**Objective**.
Gather all lines in the records below that include the word "React".

**Exercise inputs**.

▬▬▬▬▬▬▬▬▬▬

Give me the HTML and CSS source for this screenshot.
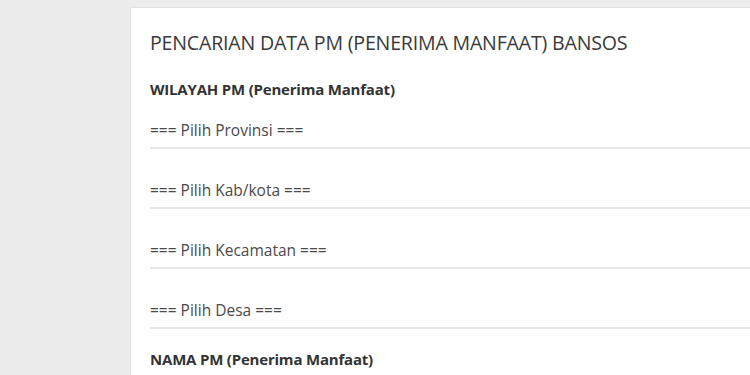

▬▬▬▬▬▬▬▬▬▬

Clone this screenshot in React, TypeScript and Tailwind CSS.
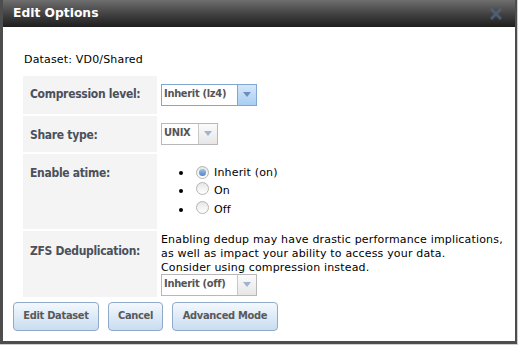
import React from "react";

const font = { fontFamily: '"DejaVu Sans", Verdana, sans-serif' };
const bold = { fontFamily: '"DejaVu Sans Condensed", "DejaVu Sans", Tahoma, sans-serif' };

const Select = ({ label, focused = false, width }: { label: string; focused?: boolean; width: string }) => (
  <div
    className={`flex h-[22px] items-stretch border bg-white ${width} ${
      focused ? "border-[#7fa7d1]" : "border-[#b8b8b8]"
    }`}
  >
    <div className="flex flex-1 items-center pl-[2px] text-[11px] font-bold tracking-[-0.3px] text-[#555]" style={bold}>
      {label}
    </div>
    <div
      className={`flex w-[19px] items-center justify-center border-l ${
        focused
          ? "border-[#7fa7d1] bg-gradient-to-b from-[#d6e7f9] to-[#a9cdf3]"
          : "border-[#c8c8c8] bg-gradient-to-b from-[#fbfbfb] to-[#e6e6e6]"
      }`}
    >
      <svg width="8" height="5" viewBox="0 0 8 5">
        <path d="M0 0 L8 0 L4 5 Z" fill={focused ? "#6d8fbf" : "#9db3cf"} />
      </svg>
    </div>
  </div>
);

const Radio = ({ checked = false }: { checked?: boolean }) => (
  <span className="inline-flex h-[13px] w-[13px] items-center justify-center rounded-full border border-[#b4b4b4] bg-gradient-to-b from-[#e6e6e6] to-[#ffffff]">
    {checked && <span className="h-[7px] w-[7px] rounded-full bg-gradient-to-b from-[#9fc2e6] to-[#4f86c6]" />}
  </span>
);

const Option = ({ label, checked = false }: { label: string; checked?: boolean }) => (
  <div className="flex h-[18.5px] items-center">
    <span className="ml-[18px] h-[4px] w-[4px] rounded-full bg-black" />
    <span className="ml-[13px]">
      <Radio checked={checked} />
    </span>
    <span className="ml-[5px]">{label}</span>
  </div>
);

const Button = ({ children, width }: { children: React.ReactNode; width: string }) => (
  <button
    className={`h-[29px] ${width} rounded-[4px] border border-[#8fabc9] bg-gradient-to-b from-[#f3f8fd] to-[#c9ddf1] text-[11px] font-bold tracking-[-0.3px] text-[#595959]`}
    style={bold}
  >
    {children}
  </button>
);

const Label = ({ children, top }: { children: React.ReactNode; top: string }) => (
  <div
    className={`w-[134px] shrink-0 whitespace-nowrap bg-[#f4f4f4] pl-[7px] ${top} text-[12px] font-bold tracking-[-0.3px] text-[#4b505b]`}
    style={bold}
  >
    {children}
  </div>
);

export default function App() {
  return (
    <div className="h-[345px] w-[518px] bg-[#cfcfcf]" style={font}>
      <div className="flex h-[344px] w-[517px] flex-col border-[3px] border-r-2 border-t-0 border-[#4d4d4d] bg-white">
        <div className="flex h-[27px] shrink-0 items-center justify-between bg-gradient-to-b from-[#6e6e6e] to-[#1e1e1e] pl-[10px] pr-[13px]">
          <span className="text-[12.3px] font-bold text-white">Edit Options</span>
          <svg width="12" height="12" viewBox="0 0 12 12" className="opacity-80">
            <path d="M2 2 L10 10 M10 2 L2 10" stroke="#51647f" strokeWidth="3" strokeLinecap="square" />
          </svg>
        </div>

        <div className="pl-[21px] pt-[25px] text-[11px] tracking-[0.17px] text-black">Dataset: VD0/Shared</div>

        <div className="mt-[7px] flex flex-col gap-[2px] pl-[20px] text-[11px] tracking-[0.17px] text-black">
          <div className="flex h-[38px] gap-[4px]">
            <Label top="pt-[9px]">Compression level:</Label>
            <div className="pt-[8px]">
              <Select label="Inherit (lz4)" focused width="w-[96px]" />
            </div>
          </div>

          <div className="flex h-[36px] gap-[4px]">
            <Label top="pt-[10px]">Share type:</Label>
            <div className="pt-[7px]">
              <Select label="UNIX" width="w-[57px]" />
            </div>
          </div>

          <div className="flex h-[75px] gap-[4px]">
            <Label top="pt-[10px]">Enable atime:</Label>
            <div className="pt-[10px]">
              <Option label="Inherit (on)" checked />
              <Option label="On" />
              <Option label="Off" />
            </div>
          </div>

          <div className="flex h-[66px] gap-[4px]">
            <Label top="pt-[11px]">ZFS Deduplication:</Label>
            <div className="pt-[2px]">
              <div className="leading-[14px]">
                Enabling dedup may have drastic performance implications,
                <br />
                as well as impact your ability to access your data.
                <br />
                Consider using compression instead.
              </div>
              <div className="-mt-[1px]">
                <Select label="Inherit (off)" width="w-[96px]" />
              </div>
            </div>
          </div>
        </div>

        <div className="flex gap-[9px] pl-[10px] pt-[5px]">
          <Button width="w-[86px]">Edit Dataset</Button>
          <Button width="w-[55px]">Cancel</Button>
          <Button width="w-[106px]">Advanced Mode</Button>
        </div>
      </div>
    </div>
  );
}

▬▬▬▬▬▬▬▬▬▬

**Solved exercise**.
Clone this screenshot in React, TypeScript and Tailwind CSS.
import React from "react";
const Button = ({ children, width }: { children: React.ReactNode; width: string }) => (
const Label = ({ children, top }: { children: React.ReactNode; top: string }) => (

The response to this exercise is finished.